Debt: US Hospitals Grow Their Coffers


By Gordon Platt

Community Health Systems, one of the largest hospital companies in the US, refinanced $2.8 billion of its high-yield debt in July and August, taking advantage of low interest rates and rising investor confidence in the hospital-management industry after the Supreme Court upheld the Patient Protection and Affordable Care Act.

The new law may mean that hospitals will be stuck with fewer unpaid bills, since all US patients will be required to have medical insurance—or face a tax penalty.

Tennessee’s Community Health Systems, which operates 135 hospitals in 29 states, issued $1.2 billion of eight-year senior notes in July under a shelf registration, to refinance existing debt. Credit Suisse led a group of 15 underwriters that managed the offering.
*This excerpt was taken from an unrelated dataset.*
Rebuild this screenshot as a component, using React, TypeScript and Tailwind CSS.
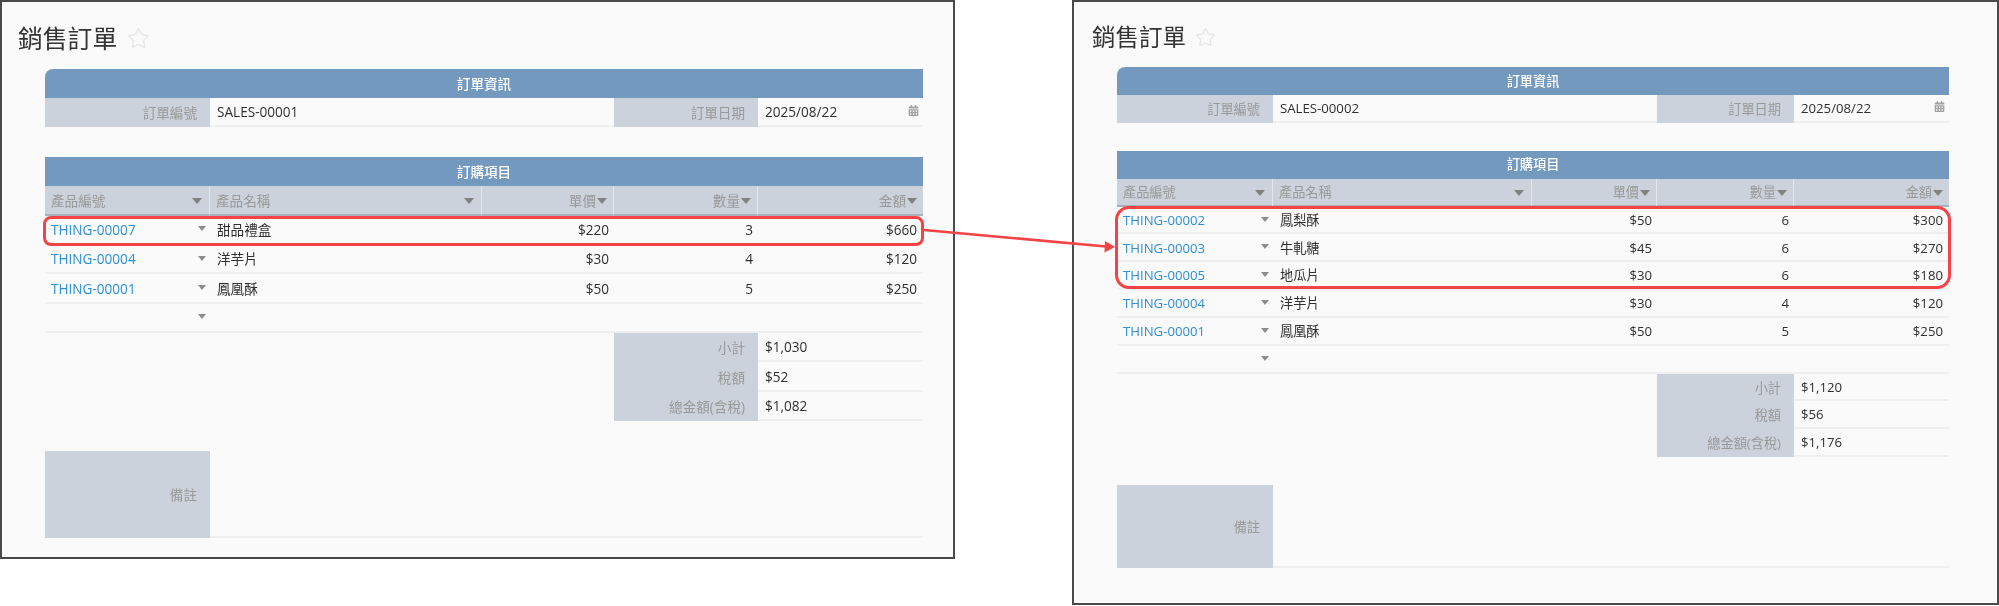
import React from 'react';
import { Star } from 'lucide-react';
import { FaCalendarAlt } from 'react-icons/fa';

type Item = { code: string; name: string; price: string; qty: string; amount: string };

type Order = {
    no: string;
    items: Item[];
    subtotal: string;
    tax: string;
    total: string;
};

const leftLook = {
    win: 'w-[955px] h-[559px]',
    head: 'h-[67px] pl-[16px] pt-[17px] gap-[10px]',
    title: 'text-[24.8px] leading-[38px]',
    star: 'mt-[8px]',
    starSize: 23,
    body: 'ml-[43px] w-[878px] text-[13.6px]',
    cols: 'grid-cols-[165px_272px_132px_144px_165px]',
    rowH: 'h-[29.33px]',
    bar: 'h-[29px]',
    gap: 'h-[30px]',
    remark: 'h-[87px]',
};

const rightLook = {
    win: 'w-[927px] h-[605px]',
    head: 'h-[65px] pl-[18px] pt-[17px] gap-[9px]',
    title: 'text-[23.5px] leading-[36px]',
    star: 'mt-[8px]',
    starSize: 21,
    body: 'ml-[43px] w-[832px] text-[13.2px]',
    cols: 'grid-cols-[156px_259px_125px_137px_155px]',
    rowH: 'h-[27.83px]',
    bar: 'h-[28px]',
    gap: 'h-[28px]',
    remark: 'h-[83px]',
};

type Look = typeof leftLook;

const orderOne: Order = {
    no: 'SALES-00001',
    items: [
        { code: 'THING-00007', name: '甜品禮盒', price: '$220', qty: '3', amount: '$660' },
        { code: 'THING-00004', name: '洋芋片', price: '$30', qty: '4', amount: '$120' },
        { code: 'THING-00001', name: '鳳凰酥', price: '$50', qty: '5', amount: '$250' },
    ],
    subtotal: '$1,030',
    tax: '$52',
    total: '$1,082',
};

const orderTwo: Order = {
    no: 'SALES-00002',
    items: [
        { code: 'THING-00002', name: '鳳梨酥', price: '$50', qty: '6', amount: '$300' },
        { code: 'THING-00003', name: '牛軋糖', price: '$45', qty: '6', amount: '$270' },
        { code: 'THING-00005', name: '地瓜片', price: '$30', qty: '6', amount: '$180' },
        { code: 'THING-00004', name: '洋芋片', price: '$30', qty: '4', amount: '$120' },
        { code: 'THING-00001', name: '鳳凰酥', price: '$50', qty: '5', amount: '$250' },
    ],
    subtotal: '$1,120',
    tax: '$56',
    total: '$1,176',
};

const Caret = ({ big }: { big?: boolean }) => (
    <span
        className={
            big
                ? 'shrink-0 border-x-[5px] border-t-[6px] border-x-transparent border-t-[#808080]'
                : 'shrink-0 border-x-4 border-t-[5px] border-x-transparent border-t-[#8c8c8c]'
        }
    />
);

const Label = ({ children, className = '' }: { children?: React.ReactNode; className?: string }) => (
    <div className={`flex items-center justify-end bg-[#cbd2db] pr-[13px] pt-[2px] text-[#999] ${className}`}>
        {children}
    </div>
);

const Value = ({ children, className = '' }: { children?: React.ReactNode; className?: string }) => (
    <div className={`flex items-center border-b-2 border-[#efefef] pl-[7px] pt-[2px] text-[#2f2f2f] ${className}`}>
        {children}
    </div>
);

const Bar = ({ text, look, round }: { text: string; look: Look; round?: boolean }) => (
    <div
        className={`flex items-center justify-center bg-[#7499bf] pt-px font-medium text-white ${look.bar} ${
            round ? 'rounded-tl-lg' : ''
        }`}
    >
        {text}
    </div>
);

const HeadCell = ({ text, look, end }: { text: string; look: Look; end?: boolean }) => (
    <div
        className={`flex items-center border-r border-[#e3e6ea] border-b-2 border-b-[#a9b0ba] bg-[#cbd2db] pt-[2px] text-[#999] last:border-r-0 ${
            look.rowH
        } ${end ? 'justify-end gap-px pr-[6px]' : 'justify-between pl-[6px] pr-[7px]'}`}
    >
        <span>{text}</span>
        <Caret big />
    </div>
);

const ItemRow = ({ item, look }: { item?: Item; look: Look }) => (
    <div className={`grid border-b-2 border-[#efefef] pt-[2px] text-[#2f2f2f] ${look.cols} ${look.rowH}`}>
        <div className="flex items-center justify-between pl-[6px] pr-[4px]">
            <span className="text-[#2d8fd5]">{item?.code}</span>
            <span className="mb-[3px] flex">
                <Caret />
            </span>
        </div>
        <div className="flex items-center pl-[7px]">{item?.name}</div>
        <div className="flex items-center justify-end pr-[5px]">{item?.price}</div>
        <div className="flex items-center justify-end pr-[5px]">{item?.qty}</div>
        <div className="flex items-center justify-end pr-[6px]">{item?.amount}</div>
    </div>
);

const SalesOrder = ({ order, look }: { order: Order; look: Look }) => (
    <div className={`shrink-0 border-2 border-[#4a4a4a] bg-[#fafafa] ${look.win}`}>
        <div className={`flex items-start ${look.head}`}>
            <h1 className={`text-[#333] ${look.title}`}>銷售訂單</h1>
            <Star size={look.starSize} strokeWidth={1.4} className={`text-[#e6e6e6] ${look.star}`} />
        </div>

        <div className={look.body}>
            <Bar text="訂單資訊" look={look} round />
            <div className={`grid ${look.cols} ${look.rowH}`}>
                <Label>訂單編號</Label>
                <Value className="col-span-2">{order.no}</Value>
                <Label>訂單日期</Label>
                <Value className="justify-between pr-[4px]">
                    <span>2025/08/22</span>
                    <FaCalendarAlt size={11} className="mb-[4px] text-[#a3a3a3]" />
                </Value>
            </div>

            <div className={look.gap} />

            <Bar text="訂購項目" look={look} />
            <div className={`grid ${look.cols}`}>
                <HeadCell text="產品編號" look={look} />
                <HeadCell text="產品名稱" look={look} />
                <HeadCell text="單價" look={look} end />
                <HeadCell text="數量" look={look} end />
                <HeadCell text="金額" look={look} end />
            </div>
            {order.items.map((item) => (
                <ItemRow key={item.code} item={item} look={look} />
            ))}
            <ItemRow look={look} />

            <div className={`grid ${look.cols}`}>
                <Label className={`col-start-4 ${look.rowH}`}>小計</Label>
                <Value>{order.subtotal}</Value>
                <Label className={`col-start-4 ${look.rowH}`}>稅額</Label>
                <Value>{order.tax}</Value>
                <Label className={`col-start-4 ${look.rowH}`}>總金額(含稅)</Label>
                <Value>{order.total}</Value>
            </div>

            <div className={look.gap} />

            <div className={`grid ${look.cols} ${look.remark}`}>
                <Label>備註</Label>
                <Value className="col-span-4" />
            </div>
        </div>
    </div>
);

export default function App() {
    return (
        <div className="relative flex h-[606px] w-[1999px] items-start justify-between bg-white blur-[0.4px] font-['Open_Sans','Noto_Sans_CJK_TC',sans-serif]">
            <SalesOrder order={orderOne} look={leftLook} />
            <SalesOrder order={orderTwo} look={rightLook} />

            {/* red callouts drawn over the two tables */}
            <div className="pointer-events-none absolute left-[43px] top-[216px] h-[30px] w-[881px] rounded-lg border-[3px] border-[#f44346]" />
            <div className="pointer-events-none absolute left-[1115px] top-[206px] h-[83px] w-[836px] rounded-[14px] border-[3px] border-[#f44346]" />
            <svg className="pointer-events-none absolute left-0 top-0" width="1999" height="606">
                <line x1="924" y1="230" x2="1106" y2="246.5" stroke="#f44346" strokeWidth="2.6" />
                <polygon points="1115,247 1105,241 1104.5,252.5" fill="#f44346" />
            </svg>
        </div>
    );
}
Community Health Systems returned to the private-placement market in August and sold $1.6 billion of senior secured notes maturing in 2018, with an interest rate of 5.125%. Both issues were increased in size to take advantage of strong investor demand.


Meanwhile, CIT Group said it would pay down $3.3 billion of high-yield debt with the proceeds of its senior note offerings in July. The commercial lender, led by former Merrill Lynch CEO John Thain, has refinanced $30 billion of debt since it emerged from bankruptcy in late 2009.

If the Federal Reserve and other central banks launch more-concerted rounds of monetary easing, the credit markets could become even more supportive of corporate refunding, according to a US corporate refinancing study by Standard & Poor’s global fixed-income research department. However, worries about contagion from Europe’s debt crisis, a harder-than-expected landing in China’s economy and a potential economic slowdown in the US mean there is no guarantee of consistent investor demand for risky assets, says S&P.

US companies have $3 trillion of rated debt that will mature by the end of 2016. “Given the robust volume of issuance over the past two years, there likely is sufficient liquidity and investor demand to refinance the looming debt obligations,” S&P says. Low-rated companies will face the biggest challenge in refinancing.


Investment-grade companies issued a record $75 billion of debt in July, as interest rates on treasury bonds continued to decline. Yields on high-yield debt have also declined, with Barclays index falling to 6.6% in early August, close to its all-time low.

Overall global debt capital market issuance declined 7% in the first half, owing to European market uncertainty, according to Thomson Reuters. J.P. Morgan topped the global debt league tables, because of its strength in corporate debt underwriting. Barclays was second, followed by Deutsche Bank.